*GIVEN DATA*.
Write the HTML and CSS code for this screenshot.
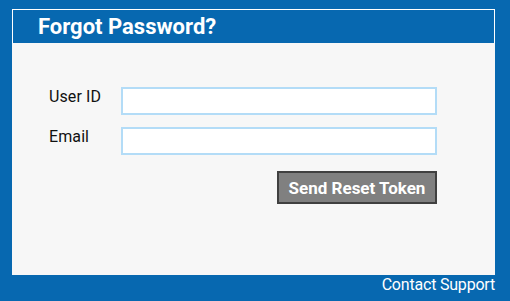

---

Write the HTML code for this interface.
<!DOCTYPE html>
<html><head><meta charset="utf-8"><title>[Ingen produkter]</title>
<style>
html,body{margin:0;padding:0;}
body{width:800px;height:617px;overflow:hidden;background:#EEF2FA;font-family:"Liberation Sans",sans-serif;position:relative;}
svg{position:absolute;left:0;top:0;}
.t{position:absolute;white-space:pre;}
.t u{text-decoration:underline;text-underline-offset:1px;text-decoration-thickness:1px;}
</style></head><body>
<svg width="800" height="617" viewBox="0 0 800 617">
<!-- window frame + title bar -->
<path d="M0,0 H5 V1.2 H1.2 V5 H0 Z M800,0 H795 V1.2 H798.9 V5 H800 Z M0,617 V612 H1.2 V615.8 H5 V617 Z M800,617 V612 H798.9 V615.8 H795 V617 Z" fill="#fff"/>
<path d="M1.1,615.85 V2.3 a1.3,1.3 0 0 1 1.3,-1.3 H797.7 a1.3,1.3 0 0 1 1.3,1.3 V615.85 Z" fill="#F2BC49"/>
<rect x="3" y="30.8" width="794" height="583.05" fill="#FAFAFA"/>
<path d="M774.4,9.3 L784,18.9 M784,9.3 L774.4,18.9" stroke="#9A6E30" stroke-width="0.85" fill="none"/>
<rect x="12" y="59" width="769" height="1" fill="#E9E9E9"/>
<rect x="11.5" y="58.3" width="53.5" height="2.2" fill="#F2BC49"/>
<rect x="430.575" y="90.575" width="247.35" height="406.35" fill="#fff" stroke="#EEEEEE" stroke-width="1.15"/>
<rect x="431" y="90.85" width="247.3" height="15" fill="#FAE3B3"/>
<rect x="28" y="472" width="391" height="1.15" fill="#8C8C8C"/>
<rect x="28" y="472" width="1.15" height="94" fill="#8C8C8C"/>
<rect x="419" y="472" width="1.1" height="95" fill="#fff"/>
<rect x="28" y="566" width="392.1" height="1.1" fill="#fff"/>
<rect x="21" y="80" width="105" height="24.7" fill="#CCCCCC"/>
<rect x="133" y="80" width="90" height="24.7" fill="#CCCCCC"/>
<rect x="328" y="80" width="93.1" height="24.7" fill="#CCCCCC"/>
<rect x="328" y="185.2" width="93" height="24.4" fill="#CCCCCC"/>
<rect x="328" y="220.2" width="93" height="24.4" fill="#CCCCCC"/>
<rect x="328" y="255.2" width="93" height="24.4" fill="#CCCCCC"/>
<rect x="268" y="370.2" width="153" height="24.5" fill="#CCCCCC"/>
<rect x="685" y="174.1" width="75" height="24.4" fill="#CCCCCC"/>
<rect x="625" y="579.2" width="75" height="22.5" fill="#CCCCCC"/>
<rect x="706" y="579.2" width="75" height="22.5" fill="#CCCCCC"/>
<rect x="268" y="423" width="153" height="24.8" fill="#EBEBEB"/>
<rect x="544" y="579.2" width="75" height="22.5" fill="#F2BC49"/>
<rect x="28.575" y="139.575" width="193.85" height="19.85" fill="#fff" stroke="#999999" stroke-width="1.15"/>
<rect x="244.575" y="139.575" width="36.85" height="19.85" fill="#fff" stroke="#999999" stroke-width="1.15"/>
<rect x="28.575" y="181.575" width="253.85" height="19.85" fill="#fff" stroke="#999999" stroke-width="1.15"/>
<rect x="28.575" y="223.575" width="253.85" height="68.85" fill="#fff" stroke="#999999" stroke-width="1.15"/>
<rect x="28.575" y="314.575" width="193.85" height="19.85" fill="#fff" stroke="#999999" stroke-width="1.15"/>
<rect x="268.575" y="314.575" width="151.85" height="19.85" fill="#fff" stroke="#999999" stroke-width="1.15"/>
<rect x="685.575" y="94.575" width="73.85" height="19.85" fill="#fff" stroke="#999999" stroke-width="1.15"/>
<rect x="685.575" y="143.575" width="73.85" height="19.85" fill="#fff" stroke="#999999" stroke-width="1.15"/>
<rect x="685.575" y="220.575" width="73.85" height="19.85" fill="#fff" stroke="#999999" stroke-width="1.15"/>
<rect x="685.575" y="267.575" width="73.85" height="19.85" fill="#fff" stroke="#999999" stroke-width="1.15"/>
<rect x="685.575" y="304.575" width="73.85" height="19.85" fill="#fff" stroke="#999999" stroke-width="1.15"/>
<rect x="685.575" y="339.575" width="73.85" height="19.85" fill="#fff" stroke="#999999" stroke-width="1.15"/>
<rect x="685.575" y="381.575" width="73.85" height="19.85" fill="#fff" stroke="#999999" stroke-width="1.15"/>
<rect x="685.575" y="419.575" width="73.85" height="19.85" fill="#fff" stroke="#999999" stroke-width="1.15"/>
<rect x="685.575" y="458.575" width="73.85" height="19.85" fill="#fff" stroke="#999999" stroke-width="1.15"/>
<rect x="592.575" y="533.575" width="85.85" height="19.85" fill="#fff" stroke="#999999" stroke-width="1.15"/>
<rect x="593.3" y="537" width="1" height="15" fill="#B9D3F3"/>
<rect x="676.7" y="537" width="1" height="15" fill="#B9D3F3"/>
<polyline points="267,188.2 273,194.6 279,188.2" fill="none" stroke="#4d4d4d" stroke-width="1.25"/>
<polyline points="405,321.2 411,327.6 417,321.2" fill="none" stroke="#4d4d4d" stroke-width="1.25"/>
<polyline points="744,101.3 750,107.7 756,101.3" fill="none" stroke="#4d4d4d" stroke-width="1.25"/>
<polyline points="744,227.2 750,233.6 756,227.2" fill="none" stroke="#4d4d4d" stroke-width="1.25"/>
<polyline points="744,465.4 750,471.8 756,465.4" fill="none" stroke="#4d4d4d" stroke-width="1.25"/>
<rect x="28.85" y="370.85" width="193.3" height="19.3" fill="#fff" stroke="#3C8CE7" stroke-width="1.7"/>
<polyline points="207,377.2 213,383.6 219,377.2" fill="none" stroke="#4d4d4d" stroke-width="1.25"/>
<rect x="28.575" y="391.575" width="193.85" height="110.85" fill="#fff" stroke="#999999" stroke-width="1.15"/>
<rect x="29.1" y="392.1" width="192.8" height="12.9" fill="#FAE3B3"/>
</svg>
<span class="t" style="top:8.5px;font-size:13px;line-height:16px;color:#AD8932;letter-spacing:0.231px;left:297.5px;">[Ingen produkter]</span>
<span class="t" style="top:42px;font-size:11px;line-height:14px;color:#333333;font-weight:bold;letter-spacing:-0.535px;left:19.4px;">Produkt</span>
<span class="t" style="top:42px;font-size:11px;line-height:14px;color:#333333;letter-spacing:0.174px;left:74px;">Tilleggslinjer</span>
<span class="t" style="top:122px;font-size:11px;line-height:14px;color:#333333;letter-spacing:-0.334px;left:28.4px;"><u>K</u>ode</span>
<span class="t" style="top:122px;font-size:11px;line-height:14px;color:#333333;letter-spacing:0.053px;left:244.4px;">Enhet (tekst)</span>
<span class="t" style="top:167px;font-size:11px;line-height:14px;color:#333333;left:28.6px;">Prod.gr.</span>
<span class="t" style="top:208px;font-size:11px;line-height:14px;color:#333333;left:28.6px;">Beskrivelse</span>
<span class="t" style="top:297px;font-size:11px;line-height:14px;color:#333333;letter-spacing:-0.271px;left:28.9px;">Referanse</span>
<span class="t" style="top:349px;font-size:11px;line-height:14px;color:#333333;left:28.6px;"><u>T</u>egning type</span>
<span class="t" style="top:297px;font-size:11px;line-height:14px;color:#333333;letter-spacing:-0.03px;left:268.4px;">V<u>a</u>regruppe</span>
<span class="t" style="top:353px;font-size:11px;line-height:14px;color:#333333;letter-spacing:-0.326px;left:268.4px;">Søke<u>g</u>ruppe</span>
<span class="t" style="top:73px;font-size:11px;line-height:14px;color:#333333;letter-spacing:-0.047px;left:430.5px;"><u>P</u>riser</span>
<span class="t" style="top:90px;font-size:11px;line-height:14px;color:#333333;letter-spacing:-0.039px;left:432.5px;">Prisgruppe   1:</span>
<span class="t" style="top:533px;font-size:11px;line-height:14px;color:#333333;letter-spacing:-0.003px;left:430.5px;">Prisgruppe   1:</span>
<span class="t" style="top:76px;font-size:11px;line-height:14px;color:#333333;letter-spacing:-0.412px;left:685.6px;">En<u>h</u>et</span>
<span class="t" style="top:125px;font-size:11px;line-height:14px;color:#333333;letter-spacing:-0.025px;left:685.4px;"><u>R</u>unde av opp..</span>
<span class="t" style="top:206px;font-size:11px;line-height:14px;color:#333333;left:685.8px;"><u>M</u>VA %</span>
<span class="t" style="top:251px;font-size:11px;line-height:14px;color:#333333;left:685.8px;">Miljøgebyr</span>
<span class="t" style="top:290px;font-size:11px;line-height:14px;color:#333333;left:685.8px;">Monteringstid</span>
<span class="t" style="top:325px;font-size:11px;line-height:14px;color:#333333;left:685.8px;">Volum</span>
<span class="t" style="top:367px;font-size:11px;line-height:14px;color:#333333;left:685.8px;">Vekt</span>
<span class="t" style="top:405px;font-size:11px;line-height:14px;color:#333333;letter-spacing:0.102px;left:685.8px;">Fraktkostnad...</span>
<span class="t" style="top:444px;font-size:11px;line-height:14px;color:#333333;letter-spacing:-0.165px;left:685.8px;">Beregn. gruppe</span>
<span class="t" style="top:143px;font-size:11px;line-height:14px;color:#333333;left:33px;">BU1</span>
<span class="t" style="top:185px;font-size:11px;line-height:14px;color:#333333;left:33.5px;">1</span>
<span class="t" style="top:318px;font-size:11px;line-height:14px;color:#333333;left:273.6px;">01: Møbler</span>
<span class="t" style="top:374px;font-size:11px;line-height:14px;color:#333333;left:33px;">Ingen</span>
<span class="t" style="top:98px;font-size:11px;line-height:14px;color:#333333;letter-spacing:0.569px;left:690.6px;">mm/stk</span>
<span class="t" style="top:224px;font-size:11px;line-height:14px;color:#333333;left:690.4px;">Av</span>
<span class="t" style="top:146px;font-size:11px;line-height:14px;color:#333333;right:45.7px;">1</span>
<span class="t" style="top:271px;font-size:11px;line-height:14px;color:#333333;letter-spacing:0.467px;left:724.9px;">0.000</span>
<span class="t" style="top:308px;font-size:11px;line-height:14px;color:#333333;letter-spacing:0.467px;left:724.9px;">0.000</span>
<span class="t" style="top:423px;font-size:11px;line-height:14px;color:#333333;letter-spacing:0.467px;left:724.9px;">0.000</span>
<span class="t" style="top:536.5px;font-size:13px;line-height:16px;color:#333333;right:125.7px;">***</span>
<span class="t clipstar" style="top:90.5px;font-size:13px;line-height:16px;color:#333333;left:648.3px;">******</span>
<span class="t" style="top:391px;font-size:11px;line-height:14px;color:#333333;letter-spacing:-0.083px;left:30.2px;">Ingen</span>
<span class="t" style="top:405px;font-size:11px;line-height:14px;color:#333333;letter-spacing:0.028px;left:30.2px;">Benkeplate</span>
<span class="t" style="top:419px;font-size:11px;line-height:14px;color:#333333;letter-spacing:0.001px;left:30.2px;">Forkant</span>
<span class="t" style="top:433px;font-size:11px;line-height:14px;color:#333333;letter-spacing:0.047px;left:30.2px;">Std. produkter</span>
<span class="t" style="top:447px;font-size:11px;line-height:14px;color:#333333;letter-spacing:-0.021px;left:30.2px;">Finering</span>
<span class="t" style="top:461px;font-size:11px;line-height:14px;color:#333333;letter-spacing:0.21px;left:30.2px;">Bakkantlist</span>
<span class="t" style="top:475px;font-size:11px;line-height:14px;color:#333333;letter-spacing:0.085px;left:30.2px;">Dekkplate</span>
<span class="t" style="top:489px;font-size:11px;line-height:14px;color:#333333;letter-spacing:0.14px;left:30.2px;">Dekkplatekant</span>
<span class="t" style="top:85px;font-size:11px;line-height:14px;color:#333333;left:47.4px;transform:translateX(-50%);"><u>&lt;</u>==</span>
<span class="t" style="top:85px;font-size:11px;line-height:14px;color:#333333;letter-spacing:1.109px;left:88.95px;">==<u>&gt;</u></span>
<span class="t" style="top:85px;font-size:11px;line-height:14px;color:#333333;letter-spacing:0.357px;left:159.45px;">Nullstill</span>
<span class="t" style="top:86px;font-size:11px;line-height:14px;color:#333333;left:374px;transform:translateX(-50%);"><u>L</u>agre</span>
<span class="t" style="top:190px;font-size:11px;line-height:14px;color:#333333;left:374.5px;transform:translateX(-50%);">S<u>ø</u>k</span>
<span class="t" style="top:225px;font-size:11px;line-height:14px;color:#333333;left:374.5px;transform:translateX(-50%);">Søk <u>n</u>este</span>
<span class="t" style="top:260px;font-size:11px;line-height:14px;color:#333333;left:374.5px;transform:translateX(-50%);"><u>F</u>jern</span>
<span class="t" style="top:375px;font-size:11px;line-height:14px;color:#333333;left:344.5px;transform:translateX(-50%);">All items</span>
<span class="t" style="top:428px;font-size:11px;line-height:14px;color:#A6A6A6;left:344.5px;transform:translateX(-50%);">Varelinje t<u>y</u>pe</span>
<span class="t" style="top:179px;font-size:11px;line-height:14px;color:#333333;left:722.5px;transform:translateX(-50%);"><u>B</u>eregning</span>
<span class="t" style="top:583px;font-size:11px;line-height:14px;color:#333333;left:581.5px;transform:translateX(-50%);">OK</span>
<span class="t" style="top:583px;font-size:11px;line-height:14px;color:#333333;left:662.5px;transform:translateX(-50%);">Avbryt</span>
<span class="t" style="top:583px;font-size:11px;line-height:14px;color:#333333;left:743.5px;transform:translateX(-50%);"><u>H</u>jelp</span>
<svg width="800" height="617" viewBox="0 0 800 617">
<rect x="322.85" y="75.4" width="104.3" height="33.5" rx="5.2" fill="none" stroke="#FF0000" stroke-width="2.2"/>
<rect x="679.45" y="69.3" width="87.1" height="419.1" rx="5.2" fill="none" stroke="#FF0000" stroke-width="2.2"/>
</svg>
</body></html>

*EXERCISE REQUIREMENTS*.
From the data above, copy each line where the string "Write" appears.

*RESULT FOR THIS EXERCISE*.
Write the HTML and CSS code for this screenshot.
Write the HTML code for this interface.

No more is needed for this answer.